Quant à la seconde question sur la mue du CNDD-FDD, il appartient plus que jamais au chef de l’État, “l’homme de synthèse” du “Conseil des sages” des officiers du CNDD-FDD d’y répondre. Enfin et en premier lieu, votre question ne peut se limiter à analyser les états d’âme au sein des forces de défense placées sous le contrôle étroit des militaires à la tête du CNDD-FDD, actuel parti unique de facto.
Il appartient à toutes les forces et composantes politiques et sociales burundaises de se mobiliser pour conforter, défendre l’expression d’exigences démocratiques et les libertés.

Est-ce que ce changement augure une nouvelle ère pour les relations du Burundi avec ses voisins, notamment la RDC et le Rwanda ?

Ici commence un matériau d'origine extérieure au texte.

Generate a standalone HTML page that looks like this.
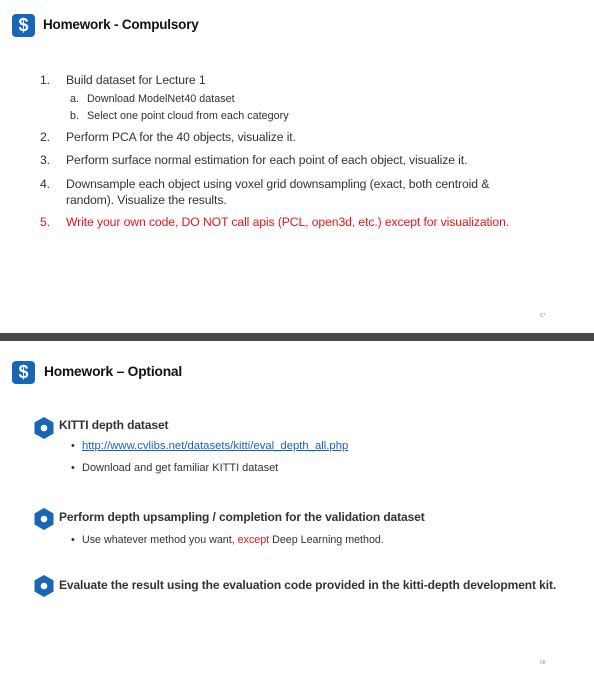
<!DOCTYPE html>
<html><head><meta charset="utf-8"><style>
body{margin:0;width:594px;height:677px;background:#fff;position:relative;font-family:"Liberation Sans",sans-serif;color:#333;overflow:hidden}
.a{position:absolute;white-space:nowrap}
.t{font-weight:bold;font-size:13.5px;color:#111;letter-spacing:-0.2px}
.i{font-size:12.2px;letter-spacing:-0.1px}
.s{font-size:10.8px}
.s2{font-size:11px}
.b{font-weight:bold;font-size:12px;color:#333;letter-spacing:-0.1px}
.r{color:#e8141c}
.logo{position:absolute;width:23px;height:23px;background:#1766b8;border-radius:4px;color:#fff;font-weight:bold;font-size:18px;text-align:center;line-height:23px}
</style></head><body>
<div class="logo" style="left:12px;top:14px">$</div>
<div class="a t" style="left:43px;top:17px">Homework - Compulsory</div>
<div class="a i" style="left:40px;top:73px">1.</div><div class="a i" style="left:66px;top:73px">Build dataset for Lecture 1</div>
<div class="a s" style="left:70px;top:93px">a.</div><div class="a s" style="left:87px;top:93px">Download ModelNet40 dataset</div>
<div class="a s" style="left:70px;top:110px">b.</div><div class="a s" style="left:87px;top:110px">Select one point cloud from each category</div>
<div class="a i" style="left:40px;top:130px">2.</div><div class="a i" style="left:66px;top:130px">Perform PCA for the 40 objects, visualize it.</div>
<div class="a i" style="left:40px;top:153px">3.</div><div class="a i" style="left:66px;top:153px">Perform surface normal estimation for each point of each object, visualize it.</div>
<div class="a i" style="left:40px;top:177px">4.</div><div class="a i" style="left:66px;top:177px">Downsample each object using voxel grid downsampling (exact, both centroid &amp;</div>
<div class="a i" style="left:66px;top:193px">random). Visualize the results.</div>
<div class="a i r" style="left:40px;top:215px">5.</div><div class="a i r" style="left:66px;top:215px">Write your own code, DO NOT call apis (PCL, open3d, etc.) except for visualization.</div>
<div class="a" style="left:540px;top:313px;font-size:5px;color:#999">67</div>
<div style="position:absolute;left:0;top:333px;width:594px;height:8px;background:#484848"></div>
<div class="logo" style="left:12px;top:361px">$</div>
<div class="a t" style="left:44px;top:364px;font-size:13.8px">Homework – Optional</div>
<svg style="position:absolute;left:34px;top:417px" width="20" height="22" viewBox="0 0 20 22"><polygon points="10,0 19.5,5.5 19.5,16.5 10,22 0.5,16.5 0.5,5.5" fill="#1766b8"/><circle cx="10" cy="11" r="3.3" fill="#fff"/></svg>
<div class="a b" style="left:59px;top:418px">KITTI depth dataset</div>
<div class="a s2" style="left:71px;top:440px">•</div><div class="a s2" style="left:82px;top:440px;color:#1a5fc8;text-decoration:underline;font-size:11.3px">http://www.cvlibs.net/datasets/kitti/eval_depth_all.php</div>
<div class="a s2" style="left:71px;top:462px">•</div><div class="a s2" style="left:82px;top:462px">Download and get familiar KITTI dataset</div>
<svg style="position:absolute;left:34px;top:508px" width="20" height="22" viewBox="0 0 20 22"><polygon points="10,0 19.5,5.5 19.5,16.5 10,22 0.5,16.5 0.5,5.5" fill="#1766b8"/><circle cx="10" cy="11" r="3.3" fill="#fff"/></svg>
<div class="a b" style="left:59px;top:510px">Perform depth upsampling / completion for the validation dataset</div>
<div class="a s2" style="left:71px;top:534px">•</div><div class="a s2" style="left:82px;top:534px;font-size:10.7px">Use whatever method you want, <span class="r">except</span> Deep Learning method.</div>
<svg style="position:absolute;left:34px;top:575px" width="20" height="22" viewBox="0 0 20 22"><polygon points="10,0 19.5,5.5 19.5,16.5 10,22 0.5,16.5 0.5,5.5" fill="#1766b8"/><circle cx="10" cy="11" r="3.3" fill="#fff"/></svg>
<div class="a b" style="left:59px;top:578px">Evaluate the result using the evaluation code provided in the kitti-depth development kit.</div>
<div class="a" style="left:540px;top:660px;font-size:5px;color:#999">68</div>
</body></html>
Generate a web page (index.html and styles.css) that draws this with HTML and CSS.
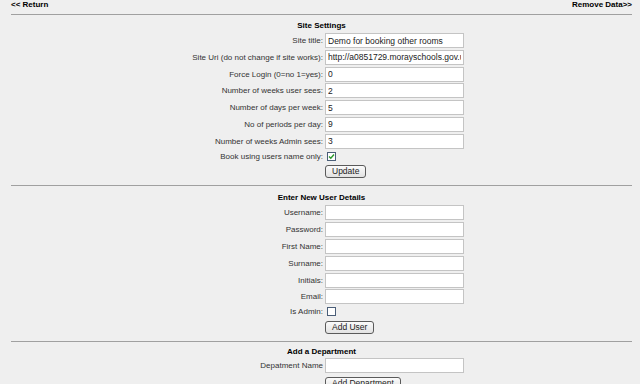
FILE: index.html
```html
<!DOCTYPE html>
<html lang="en">

<head>
    <meta charset="UTF-8">
    <meta name="viewport" content="width=device-width, initial-scale=1.0">
    <title>Admin Settings</title>
    <link rel="stylesheet" href="styles.css">
</head>

<body>
    <div class="page">
        <div class="topbar">
            <a href="#">&lt;&lt; Return</a>
            <a href="#">Remove Data&gt;&gt;</a>
        </div>

        <div class="section">
            <h2>Site Settings</h2>
            <form class="fields">
                <label>Site title:</label>
                <input type="text" value="Demo for booking other rooms">
                <label>Site Uri (do not change if site works):</label>
                <input type="text" value="http://a0851729.morayschools.gov.uk/rooms/">
                <label>Force Login (0=no 1=yes):</label>
                <input type="text" value="0">
                <label>Number of weeks user sees:</label>
                <input type="text" value="2">
                <label>Number of days per week:</label>
                <input type="text" value="5">
                <label>No of periods per day:</label>
                <input type="text" value="9">
                <label>Number of weeks Admin sees:</label>
                <input type="text" value="3">
                <label>Book using users name only:</label>
                <div class="tick"><span class="check"><svg width="7" height="7" viewBox="0 0 7 7"><polyline points="1,3.5 2.8,5.3 6,1.5" fill="none" stroke="#2a9a2a" stroke-width="1.4"/></svg></span></div>
                <span></span>
                <div class="action"><button type="button">Update</button></div>
            </form>
        </div>

        <div class="section users">
            <h2>Enter New User Details</h2>
            <form class="fields">
                <label>Username:</label>
                <input type="text">
                <label>Password:</label>
                <input type="password">
                <label>First Name:</label>
                <input type="text">
                <label>Surname:</label>
                <input type="text">
                <label>Initials:</label>
                <input type="text">
                <label>Email:</label>
                <input type="text">
                <label>Is Admin:</label>
                <div class="tick"><span class="check"></span></div>
                <span></span>
                <div class="action"><button type="button">Add User</button></div>
            </form>
        </div>

        <div class="section dept">
            <h2>Add a Department</h2>
            <form class="fields">
                <label>Depatment Name</label>
                <input type="text">
                <span></span>
                <div class="action"><button type="button">Add Department</button></div>
            </form>
        </div>
    </div>
</body>

</html>
```

FILE: styles.css
```css
html,
body {
    overflow: hidden;
}

body {
    margin: 0;
    background-color: #efefef;
    font-family: 'Liberation Sans', Arial, sans-serif;
    font-size: 8px;
    color: #333;
}

.page {
    padding: 0 8px 0 11px;
}

.topbar {
    display: flex;
    justify-content: space-between;
    height: 9px;
    line-height: 9px;
    font-weight: bold;
}

.topbar a {
    color: #000;
    text-decoration: none;
}

.section {
    border-top: 1px solid #a0a0a0;
    margin-top: 5px;
}

.section h2 {
    margin: 6px 0 2px;
    font-size: 8px;
    line-height: 10px;
    text-align: center;
    color: #000;
}

.users h2 {
    margin-top: 7px;
}

.dept h2 {
    margin: 5px 0 1px;
}

.fields {
    display: grid;
    grid-template-columns: 312px 140px;
    column-gap: 2px;
    row-gap: 1.8px;
    align-items: center;
    margin: 0;
}

.fields label {
    text-align: right;
    white-space: nowrap;
}

.fields input {
    box-sizing: border-box;
    width: 139px;
    height: 15px;
    margin: 0;
    padding: 0 2px;
    border: 1px solid #c4c4c4;
    background-color: #fff;
    font-family: 'Liberation Sans', Arial, sans-serif;
    font-size: 8.5px;
    color: #222;
}

.tick {
    height: 11px;
    display: flex;
    align-items: center;
    padding-left: 2px;
}

.check {
    box-sizing: border-box;
    width: 9px;
    height: 9px;
    border: 1px solid #4a5e78;
    background-color: #fff;
    display: flex;
    align-items: center;
    justify-content: center;
}

.action {
    height: 17px;
    display: flex;
    align-items: center;
}

button {
    height: 13px;
    padding: 0 6px;
    border: 1px solid #5a5a5a;
    border-radius: 3px;
    background: linear-gradient(#fbfbfb, #e2e2e2);
    font-family: 'Liberation Sans', Arial, sans-serif;
    font-size: 8.5px;
    line-height: 11px;
    color: #222;
    cursor: pointer;
}
```
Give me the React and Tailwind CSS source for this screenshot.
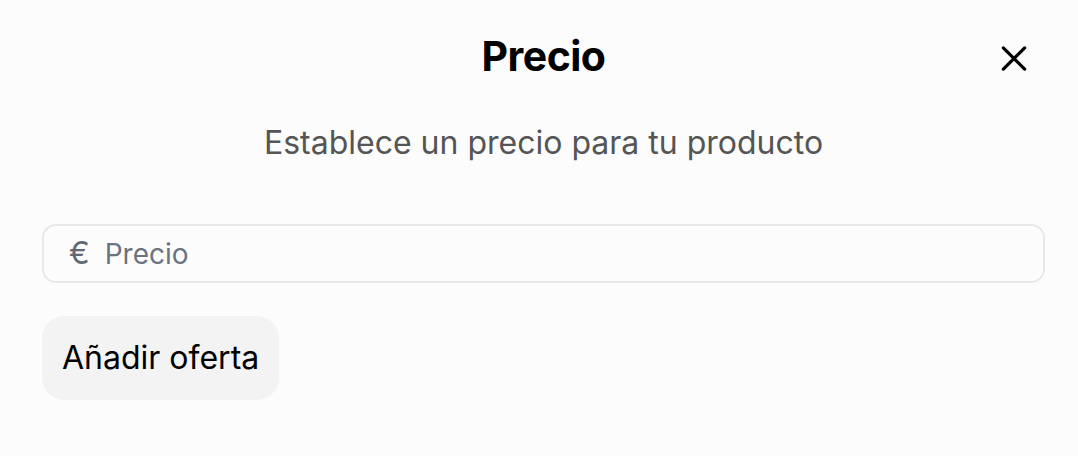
export default function App() {
  return (
    <div className="w-[1078px] h-[456px] bg-[#fcfcfc] font-['Inter',sans-serif] pl-[42px] pr-[33px] overflow-hidden">
      {/* Cabecera */}
      <div className="relative flex items-center justify-center h-[114px]">
        <h1 className="text-[41px] font-bold text-black tracking-[-0.5px]">Precio</h1>
        <button className="absolute right-[15px] top-[42px] w-[32px] h-[32px] flex items-center justify-center">
          <svg width="33" height="33" viewBox="0 0 24 24" fill="none" stroke="black" strokeWidth="2.4" strokeLinecap="round">
            <path d="M4 4l16 16M20 4L4 20" />
          </svg>
        </button>
      </div>
      <p className="text-center text-[32px] text-[#555555] leading-[42px] mt-[8px]">
        Establece un precio para tu producto
      </p>

      {/* Campo de precio */}
      <div className="mt-[60px] h-[59px] border-2 border-[#e8e8ea] rounded-[14px] flex items-center pl-[25px] gap-[15px]">
        <span className="text-[31px] text-[#5f6773]">€</span>
        <span className="text-[28px] text-[#6b7280]">Precio</span>
      </div>

      <button className="mt-[33px] h-[84px] px-[20px] bg-[#f3f3f3] rounded-[22px] text-[32px] text-black">
        Añadir oferta
      </button>
    </div>
  );
}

Élu le 22 juillet dernier à la présidence de la Communauté d’Afrique de l’Est (EAC), il est désormais une personnalité dont l’impuissance politique à l’échelle nationale, voire l’éviction de ses fonctions affecteraient fortement la réputation du pays déjà au plus bas sur le continent, voire au-delà. Dans le contexte actuel, la déstabilisation du Burundi aggraverait plus encore les tensions dans la sous-région et les efforts engagés pour y remédier.

Le nouveau Premier ministre est sous sanction de l’UE et des États-Unis, n’est-ce pas une mauvaise carte pour le Président Ndayishimiye d’avoir un Premier ministre qui n’est pas dans les bonnes grâces de la communauté internationale ?

Que fallait-il dire alors du précédent Premier ministre ? En août dernier, le Président Ndayishimiye recevait un soutien motivé de la Chine pour conforter la relance économique… Les corrupteurs associés de diverses nationalités qui participent à la prédation des richesses burundaises sont des familiers de ceux qui à l’intérieur leur en facilitent l’accès.
Le Président Ndayishimiye est confronté à un lourd défi qu’il saura certainement surmonter.